> Required task
Filter these entries so that only lines with the word "this" remain.

> Records for the exercise
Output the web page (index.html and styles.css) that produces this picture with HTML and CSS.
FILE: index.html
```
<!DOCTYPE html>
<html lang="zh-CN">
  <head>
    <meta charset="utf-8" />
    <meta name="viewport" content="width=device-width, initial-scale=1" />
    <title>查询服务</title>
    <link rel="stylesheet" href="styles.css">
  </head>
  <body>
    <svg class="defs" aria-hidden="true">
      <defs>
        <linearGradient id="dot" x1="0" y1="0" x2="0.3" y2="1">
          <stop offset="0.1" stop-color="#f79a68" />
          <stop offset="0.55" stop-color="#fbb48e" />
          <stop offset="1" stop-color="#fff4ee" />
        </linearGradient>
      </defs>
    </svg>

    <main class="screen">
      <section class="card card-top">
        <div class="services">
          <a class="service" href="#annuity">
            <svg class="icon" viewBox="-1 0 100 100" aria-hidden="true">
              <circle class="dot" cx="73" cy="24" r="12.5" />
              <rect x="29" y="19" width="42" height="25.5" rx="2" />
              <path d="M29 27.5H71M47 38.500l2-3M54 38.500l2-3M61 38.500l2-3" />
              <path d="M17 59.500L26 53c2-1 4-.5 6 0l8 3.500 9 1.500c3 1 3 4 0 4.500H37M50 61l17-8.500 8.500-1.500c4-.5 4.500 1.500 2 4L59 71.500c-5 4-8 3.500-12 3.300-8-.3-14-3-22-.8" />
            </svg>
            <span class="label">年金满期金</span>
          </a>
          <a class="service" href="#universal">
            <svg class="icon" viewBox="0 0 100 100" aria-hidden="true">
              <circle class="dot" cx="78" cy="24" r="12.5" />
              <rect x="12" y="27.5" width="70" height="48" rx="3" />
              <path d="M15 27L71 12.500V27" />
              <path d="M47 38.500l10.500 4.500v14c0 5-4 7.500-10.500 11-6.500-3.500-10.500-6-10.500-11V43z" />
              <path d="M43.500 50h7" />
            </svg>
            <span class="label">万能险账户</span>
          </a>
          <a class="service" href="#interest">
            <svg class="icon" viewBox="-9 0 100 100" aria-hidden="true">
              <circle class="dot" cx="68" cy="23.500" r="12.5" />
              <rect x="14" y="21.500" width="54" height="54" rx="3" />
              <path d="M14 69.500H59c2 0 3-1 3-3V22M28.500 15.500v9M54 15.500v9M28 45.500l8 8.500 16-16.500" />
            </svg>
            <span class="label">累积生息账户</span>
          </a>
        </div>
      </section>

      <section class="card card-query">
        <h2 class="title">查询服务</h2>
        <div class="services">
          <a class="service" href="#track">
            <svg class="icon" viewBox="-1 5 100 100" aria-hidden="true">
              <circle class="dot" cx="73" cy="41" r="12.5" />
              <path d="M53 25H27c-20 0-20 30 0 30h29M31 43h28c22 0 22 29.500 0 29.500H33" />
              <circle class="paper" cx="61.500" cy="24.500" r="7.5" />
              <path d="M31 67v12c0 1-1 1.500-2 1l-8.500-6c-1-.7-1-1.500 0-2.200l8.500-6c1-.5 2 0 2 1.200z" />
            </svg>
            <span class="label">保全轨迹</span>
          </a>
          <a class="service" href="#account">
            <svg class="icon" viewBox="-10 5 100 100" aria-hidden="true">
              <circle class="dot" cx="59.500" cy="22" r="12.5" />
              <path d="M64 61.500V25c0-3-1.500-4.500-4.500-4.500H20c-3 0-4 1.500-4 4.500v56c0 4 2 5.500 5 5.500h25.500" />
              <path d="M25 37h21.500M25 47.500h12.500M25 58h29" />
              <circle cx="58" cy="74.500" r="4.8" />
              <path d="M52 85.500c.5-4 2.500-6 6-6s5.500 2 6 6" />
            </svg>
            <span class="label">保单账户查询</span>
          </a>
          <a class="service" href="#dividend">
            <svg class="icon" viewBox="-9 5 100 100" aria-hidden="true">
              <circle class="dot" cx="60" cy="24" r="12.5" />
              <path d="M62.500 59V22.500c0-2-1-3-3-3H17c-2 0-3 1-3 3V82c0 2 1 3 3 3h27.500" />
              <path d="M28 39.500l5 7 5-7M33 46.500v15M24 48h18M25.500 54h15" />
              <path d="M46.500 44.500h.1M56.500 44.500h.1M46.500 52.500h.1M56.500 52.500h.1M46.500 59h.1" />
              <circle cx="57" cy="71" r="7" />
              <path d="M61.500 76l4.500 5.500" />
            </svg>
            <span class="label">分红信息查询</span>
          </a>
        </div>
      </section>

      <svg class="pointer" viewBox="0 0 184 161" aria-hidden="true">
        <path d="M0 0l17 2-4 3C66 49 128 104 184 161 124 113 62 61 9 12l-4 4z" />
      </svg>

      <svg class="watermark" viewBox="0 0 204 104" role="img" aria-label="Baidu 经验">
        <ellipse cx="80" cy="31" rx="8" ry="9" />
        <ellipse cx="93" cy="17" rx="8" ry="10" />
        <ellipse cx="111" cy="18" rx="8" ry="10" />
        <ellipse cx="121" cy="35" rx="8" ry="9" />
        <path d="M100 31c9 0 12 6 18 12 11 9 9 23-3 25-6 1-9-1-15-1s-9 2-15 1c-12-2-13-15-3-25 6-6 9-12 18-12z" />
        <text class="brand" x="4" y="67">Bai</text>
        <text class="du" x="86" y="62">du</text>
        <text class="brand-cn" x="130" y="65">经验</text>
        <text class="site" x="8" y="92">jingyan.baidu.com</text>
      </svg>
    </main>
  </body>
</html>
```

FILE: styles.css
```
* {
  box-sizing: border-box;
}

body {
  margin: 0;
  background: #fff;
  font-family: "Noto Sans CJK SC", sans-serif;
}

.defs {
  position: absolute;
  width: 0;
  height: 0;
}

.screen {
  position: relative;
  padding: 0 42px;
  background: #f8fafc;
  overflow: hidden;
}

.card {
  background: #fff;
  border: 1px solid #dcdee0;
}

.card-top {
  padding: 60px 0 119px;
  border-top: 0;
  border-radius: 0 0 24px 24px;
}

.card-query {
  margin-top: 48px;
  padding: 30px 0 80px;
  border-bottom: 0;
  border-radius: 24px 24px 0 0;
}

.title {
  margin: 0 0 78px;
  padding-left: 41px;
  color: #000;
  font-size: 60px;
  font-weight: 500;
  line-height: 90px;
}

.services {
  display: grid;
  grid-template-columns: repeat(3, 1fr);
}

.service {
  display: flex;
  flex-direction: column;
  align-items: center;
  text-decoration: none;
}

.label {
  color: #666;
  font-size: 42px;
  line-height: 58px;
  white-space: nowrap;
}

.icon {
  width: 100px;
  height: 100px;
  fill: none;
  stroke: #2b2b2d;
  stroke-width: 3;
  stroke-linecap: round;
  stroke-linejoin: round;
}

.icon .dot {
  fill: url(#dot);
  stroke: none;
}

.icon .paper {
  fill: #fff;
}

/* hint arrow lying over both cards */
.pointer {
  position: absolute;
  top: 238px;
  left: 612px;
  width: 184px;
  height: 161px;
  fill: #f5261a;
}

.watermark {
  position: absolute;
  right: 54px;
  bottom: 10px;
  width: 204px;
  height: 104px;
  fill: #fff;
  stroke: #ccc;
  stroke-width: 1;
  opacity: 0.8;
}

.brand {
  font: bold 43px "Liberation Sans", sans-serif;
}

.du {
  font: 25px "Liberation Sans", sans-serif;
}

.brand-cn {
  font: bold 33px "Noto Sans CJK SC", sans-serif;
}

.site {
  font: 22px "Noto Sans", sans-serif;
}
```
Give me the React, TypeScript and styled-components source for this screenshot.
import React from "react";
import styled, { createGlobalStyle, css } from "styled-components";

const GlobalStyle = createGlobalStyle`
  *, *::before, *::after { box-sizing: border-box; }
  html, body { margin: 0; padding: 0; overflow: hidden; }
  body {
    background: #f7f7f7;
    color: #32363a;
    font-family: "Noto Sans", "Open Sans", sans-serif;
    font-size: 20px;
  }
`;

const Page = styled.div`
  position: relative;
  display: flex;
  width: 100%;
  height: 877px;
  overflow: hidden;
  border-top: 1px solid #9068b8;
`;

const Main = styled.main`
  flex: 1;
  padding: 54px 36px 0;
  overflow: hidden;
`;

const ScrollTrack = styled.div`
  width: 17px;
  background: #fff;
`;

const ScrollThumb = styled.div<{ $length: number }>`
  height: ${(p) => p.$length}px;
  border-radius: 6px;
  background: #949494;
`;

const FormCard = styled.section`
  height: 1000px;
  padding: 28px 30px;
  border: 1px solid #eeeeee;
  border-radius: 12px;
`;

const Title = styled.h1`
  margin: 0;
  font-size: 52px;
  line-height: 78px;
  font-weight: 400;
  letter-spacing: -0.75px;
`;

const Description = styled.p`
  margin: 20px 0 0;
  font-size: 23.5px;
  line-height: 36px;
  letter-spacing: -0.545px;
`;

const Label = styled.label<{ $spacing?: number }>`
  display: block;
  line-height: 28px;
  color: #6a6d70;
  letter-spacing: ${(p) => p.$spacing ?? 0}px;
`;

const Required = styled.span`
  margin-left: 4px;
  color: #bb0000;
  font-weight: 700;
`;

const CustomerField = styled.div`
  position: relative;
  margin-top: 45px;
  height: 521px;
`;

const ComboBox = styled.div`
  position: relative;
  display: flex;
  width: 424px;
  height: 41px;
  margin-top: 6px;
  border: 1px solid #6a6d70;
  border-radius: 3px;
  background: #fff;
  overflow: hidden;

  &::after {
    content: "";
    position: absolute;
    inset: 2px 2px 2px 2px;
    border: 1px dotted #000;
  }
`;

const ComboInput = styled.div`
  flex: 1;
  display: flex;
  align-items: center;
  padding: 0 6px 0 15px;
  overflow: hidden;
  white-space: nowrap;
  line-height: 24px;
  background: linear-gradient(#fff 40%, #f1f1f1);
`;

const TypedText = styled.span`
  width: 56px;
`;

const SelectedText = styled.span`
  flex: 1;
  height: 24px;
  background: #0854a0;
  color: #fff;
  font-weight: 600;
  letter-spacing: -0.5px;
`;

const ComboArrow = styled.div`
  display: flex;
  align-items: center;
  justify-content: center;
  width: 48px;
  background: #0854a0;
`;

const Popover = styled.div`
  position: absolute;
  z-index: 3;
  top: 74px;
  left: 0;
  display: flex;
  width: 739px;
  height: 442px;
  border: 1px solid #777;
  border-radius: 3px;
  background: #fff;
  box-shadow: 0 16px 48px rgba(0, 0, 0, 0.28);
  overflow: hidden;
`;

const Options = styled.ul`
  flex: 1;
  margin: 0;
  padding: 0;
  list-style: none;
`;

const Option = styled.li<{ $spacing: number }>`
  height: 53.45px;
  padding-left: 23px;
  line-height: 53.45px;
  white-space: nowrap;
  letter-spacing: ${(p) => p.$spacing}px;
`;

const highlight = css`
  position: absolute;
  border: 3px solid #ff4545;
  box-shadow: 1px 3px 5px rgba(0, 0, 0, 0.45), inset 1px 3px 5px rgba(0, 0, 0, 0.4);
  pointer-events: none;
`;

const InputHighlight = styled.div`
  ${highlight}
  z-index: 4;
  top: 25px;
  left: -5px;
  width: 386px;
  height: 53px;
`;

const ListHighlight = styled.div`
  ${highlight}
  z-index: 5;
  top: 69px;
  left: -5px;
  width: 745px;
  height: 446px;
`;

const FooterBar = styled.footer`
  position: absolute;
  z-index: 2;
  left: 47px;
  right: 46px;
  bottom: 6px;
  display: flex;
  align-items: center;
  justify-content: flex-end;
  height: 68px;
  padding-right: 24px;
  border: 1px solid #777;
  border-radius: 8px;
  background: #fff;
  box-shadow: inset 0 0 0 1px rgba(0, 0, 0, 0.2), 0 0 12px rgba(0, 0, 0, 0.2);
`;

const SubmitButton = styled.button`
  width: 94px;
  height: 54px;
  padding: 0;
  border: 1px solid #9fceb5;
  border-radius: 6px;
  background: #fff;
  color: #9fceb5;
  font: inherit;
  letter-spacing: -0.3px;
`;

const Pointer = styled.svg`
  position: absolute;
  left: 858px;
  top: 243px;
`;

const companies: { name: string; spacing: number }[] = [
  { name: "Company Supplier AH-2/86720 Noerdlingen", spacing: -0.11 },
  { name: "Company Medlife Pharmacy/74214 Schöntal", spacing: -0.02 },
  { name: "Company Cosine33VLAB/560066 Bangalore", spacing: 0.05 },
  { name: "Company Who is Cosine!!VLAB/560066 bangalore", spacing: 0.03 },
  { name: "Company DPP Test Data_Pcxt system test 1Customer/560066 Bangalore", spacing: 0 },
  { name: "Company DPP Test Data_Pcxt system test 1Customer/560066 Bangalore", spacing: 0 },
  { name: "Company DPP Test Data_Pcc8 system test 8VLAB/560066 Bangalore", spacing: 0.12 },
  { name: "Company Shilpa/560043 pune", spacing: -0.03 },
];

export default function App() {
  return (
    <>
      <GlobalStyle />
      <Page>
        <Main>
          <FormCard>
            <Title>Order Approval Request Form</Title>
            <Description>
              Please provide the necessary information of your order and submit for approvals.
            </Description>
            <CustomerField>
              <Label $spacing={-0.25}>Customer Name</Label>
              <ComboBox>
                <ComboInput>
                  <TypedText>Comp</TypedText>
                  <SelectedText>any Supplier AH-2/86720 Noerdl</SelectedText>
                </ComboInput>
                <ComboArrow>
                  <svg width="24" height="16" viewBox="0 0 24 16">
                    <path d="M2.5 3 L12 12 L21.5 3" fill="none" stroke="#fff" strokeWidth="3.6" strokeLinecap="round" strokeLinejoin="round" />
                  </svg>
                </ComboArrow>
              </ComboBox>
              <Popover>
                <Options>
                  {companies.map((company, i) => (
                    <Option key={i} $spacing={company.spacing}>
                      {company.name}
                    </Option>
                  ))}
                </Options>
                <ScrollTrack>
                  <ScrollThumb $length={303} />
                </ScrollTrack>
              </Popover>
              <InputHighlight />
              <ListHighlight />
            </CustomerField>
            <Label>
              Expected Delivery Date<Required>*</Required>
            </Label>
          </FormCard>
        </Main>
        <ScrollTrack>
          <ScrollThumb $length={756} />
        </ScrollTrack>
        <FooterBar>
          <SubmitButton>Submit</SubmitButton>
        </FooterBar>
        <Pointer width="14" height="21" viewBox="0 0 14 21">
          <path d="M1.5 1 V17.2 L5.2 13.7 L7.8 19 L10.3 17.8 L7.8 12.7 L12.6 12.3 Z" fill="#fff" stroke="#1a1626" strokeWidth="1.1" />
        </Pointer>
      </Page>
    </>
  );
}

> Exercise answer
Output the web page (index.html and styles.css) that produces this picture with HTML and CSS.
Give me the React, TypeScript and styled-components source for this screenshot.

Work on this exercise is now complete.